Lee Lozano was an American artist. She did something interesting. Possibly. It is possible (yet her motives are irritatingly obscure (2018)) that as part of a method she had of imposing on her life the type of form that an artist normally imposes on material, she decided to impose on her everyday life - a total boycott of women. The boycott lasted until the day she died 27 years later.
Presumably she wouldn't speak to them, write to them, acknowledge them in any way. It is documented that this caused unavoidable difficulties, some unpleasant scenes, and some rudeness. All in the cause of some artistic point is it? If so then it's interesting. Certainly it began as a temporary exercise designed to 'improve communication with women' (how?) but then it became a permanent part of her everyday life. Did she intend to return and to communicate with women in a way different to the one that contains the usual prejudices and undeserved withholdings (and in my view the usual undeserved privileges)? Or quite differently, did she as has been claimed, by boycotting women in this extreme way intend to bring attention to the way a patriarchy boycotts women and thereby to shame it? The notebooks remain - irritatingly - unenlightening.
What she did is interesting, quite apart from whether she consciously maintained it as part of Art In Life or whether it ultimately became something more akin to a compulsion. It's interesting because it isolates not a type, but a whole gender. And that pushes you to look for exactly what privilege or what behaviour it is, within the society that you choose to criticize, that is common to all men. Or to all women.

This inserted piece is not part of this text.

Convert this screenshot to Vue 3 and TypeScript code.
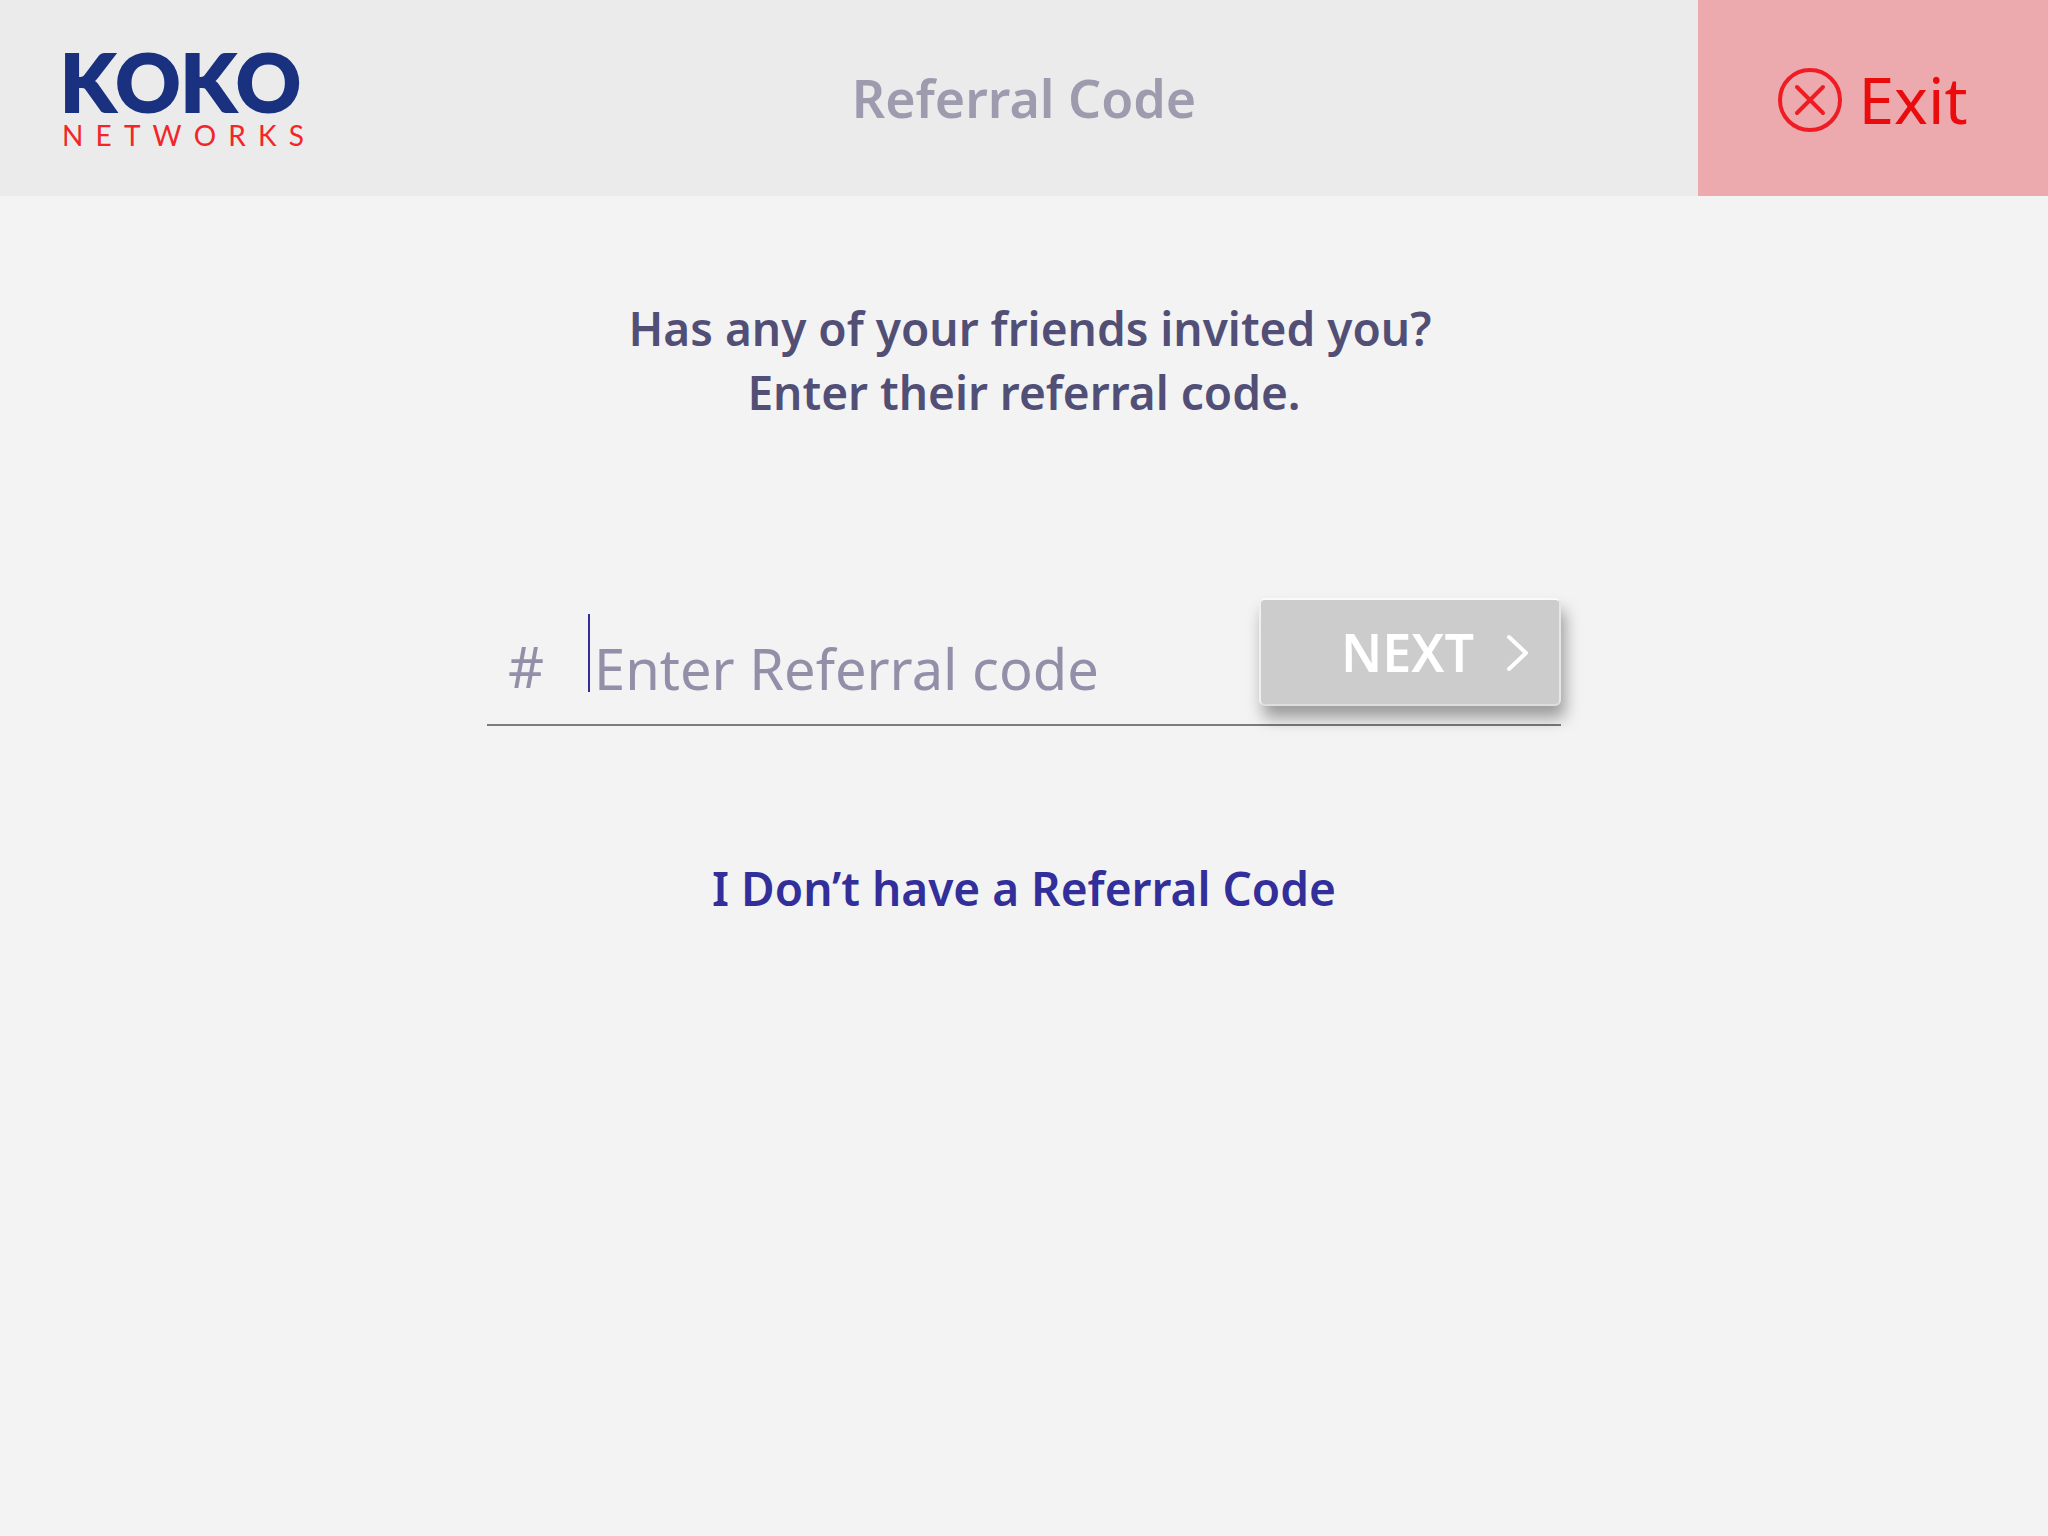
<script setup lang="ts">
import { ref } from 'vue'

const code = ref('')
const wordmark: string[] = [...'NETWORKS']
</script>

<template>
  <div class="screen">
    <header class="bar">
      <div class="logo" role="img" aria-label="KOKO Networks">
        <span class="logo-name">KOKO</span>
        <span class="logo-sub"><span v-for="(letter, i) in wordmark" :key="i">{{ letter }}</span></span>
      </div>
      <h1 class="title">Referral Code</h1>
      <button class="exit" type="button">
        <svg class="exit-icon" viewBox="0 0 64 64" aria-hidden="true">
          <circle cx="32" cy="32" r="30" />
          <path d="M19 19 45 45M45 19 19 45" />
        </svg>
        <span>Exit</span>
      </button>
    </header>

    <main class="content">
      <p class="prompt">&nbsp;Has any of your friends invited you?<br />Enter their referral code.</p>

      <form class="entry" @submit.prevent>
        <label class="hash" for="code">#</label>
        <span v-if="!code" class="caret" aria-hidden="true"></span>
        <input id="code" v-model="code" class="field" type="text" placeholder="Enter Referral code" autocomplete="off" />
        <button class="next" type="submit">
          <span>NEXT</span>
          <svg class="chevron" viewBox="0 0 22 36" aria-hidden="true">
            <path d="M3 3 20 19 3 35" />
          </svg>
        </button>
      </form>

      <a class="skip" href="#">I Don’t have a Referral Code</a>
    </main>
  </div>
</template>

<style>
body {
  margin: 0;
  background: #f3f3f3;
}
</style>

<style scoped>
.screen {
  font-family: 'Noto Sans', 'Open Sans', sans-serif;
}

.bar {
  display: grid;
  grid-template-columns: 1fr auto 1fr;
  align-items: center;
  height: 196px;
  background: #ebebeb;
}

.logo {
  display: flex;
  flex-direction: column;
  gap: 10px;
  width: 244px;
  margin-left: 60px;
  font-family: Lato, sans-serif;
}

.logo-name {
  color: #19317f;
  font-size: 80px;
  font-weight: 900;
  font-kerning: none;
  line-height: 64px;
  -webkit-text-stroke: 2px #19317f;
}

.logo-sub {
  display: flex;
  justify-content: space-between;
  padding-left: 2px;
  color: #f32528;
  font-size: 28px;
  line-height: 24px;
}

.title {
  margin: 0;
  color: #9f9baf;
  font-size: 52px;
  font-weight: 600;
  line-height: 64px;
}

.exit {
  display: flex;
  align-items: center;
  justify-content: center;
  justify-self: end;
  gap: 16px;
  box-sizing: border-box;
  width: 350px;
  height: 100%;
  padding: 4px 0 0;
  border: 0;
  background: #ecaaae;
  color: #ea0c0c;
  font-family: inherit;
  font-size: 64px;
  line-height: 64px;
}

.exit-icon {
  width: 64px;
  height: 64px;
  fill: none;
  stroke: #f01c24;
  stroke-width: 4;
  stroke-linecap: round;
}

.content {
  display: flex;
  flex-direction: column;
  align-items: center;
  padding: 100px 32px 0;
}

.prompt {
  margin: 0;
  color: #524f77;
  font-size: 46px;
  font-weight: 600;
  line-height: 64px;
  text-align: center;
}

.entry {
  display: flex;
  align-items: flex-start;
  box-sizing: border-box;
  width: 100%;
  max-width: 1074px;
  height: 128px;
  margin-top: 174px;
  border-bottom: 2px solid #7b7b7b;
}

.hash {
  width: 80px;
  margin: 36px 0 0 21px;
  color: #938fa9;
  font-size: 56px;
  line-height: 64px;
}

.caret {
  width: 2px;
  height: 78px;
  margin-top: 16px;
  background: #322e9a;
}

.field {
  flex: 1;
  min-width: 0;
  height: 64px;
  margin-top: 38px;
  padding: 0 0 0 4px;
  border: 0;
  outline: 0;
  background: transparent;
  color: #524f77;
  font-family: inherit;
  font-size: 56px;
  line-height: 64px;
}

.field::placeholder {
  color: #938fa9;
  opacity: 1;
}

.next {
  display: flex;
  align-items: center;
  justify-content: flex-end;
  gap: 32px;
  box-sizing: border-box;
  width: 302px;
  height: 108px;
  padding: 0 31px 0 0;
  border: 2px solid;
  border-color: #fafafa #e6e6e6 #dedede #f0f0f0;
  border-radius: 6px;
  background: #ccc;
  box-shadow: 4px 12px 16px rgba(0, 0, 0, 0.36);
  color: #fff;
  font-family: inherit;
  font-size: 52px;
  font-weight: 600;
  line-height: 64px;
}

.chevron {
  width: 22px;
  height: 36px;
  overflow: visible;
  fill: none;
  stroke: #fff;
  stroke-width: 4;
  stroke-linecap: round;
  stroke-linejoin: round;
}

.skip {
  margin-top: 130px;
  color: #322e9a;
  font-size: 46px;
  font-weight: 600;
  line-height: 64px;
  text-decoration: none;
}
</style>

Within your own tribe - what are all men guilty of? What are all women guilty of? The answer of course is obvious - nothing. I can counter whatever you come up with by frog-marching you to a man who blatantly does not act the way you claim all men act. Similarly any 'all' claims regarding women can be instantly dismissed as the babyish simplifications that they are.
But what you can do is to point your accusing finger at something that is astonishingly common to a gender. To return to Lee Lozano - it may have been that she inhabited a society which was uncommonly patriarchal, and a brutal separation of the genders does indeed highlight what it is that (a very large number of) men are, within that tribe at that time. Conversely - perhaps you yourself inhabit a tribe that ridiculously over-values the young female form (vagina power), offers it extraordinary attention and often a free entry into a man's hard-earned lifestyle, and, as above, a brutal separation of the genders does indeed highlight what it is that (a very large number of) women are.
Excuses are surely a big giveaway. The one tribe (patriarchy) makes an excuse for disgusting male behaviour - the cheating male is hard-wired to cheat. The other tribe (vagina power) makes an excuse for disgusting female behaviour - the cheating female always has a reason.
A brutal separation of the genders such as seen in Lozano's life, sharpens the gaze wonderfully doesn't it.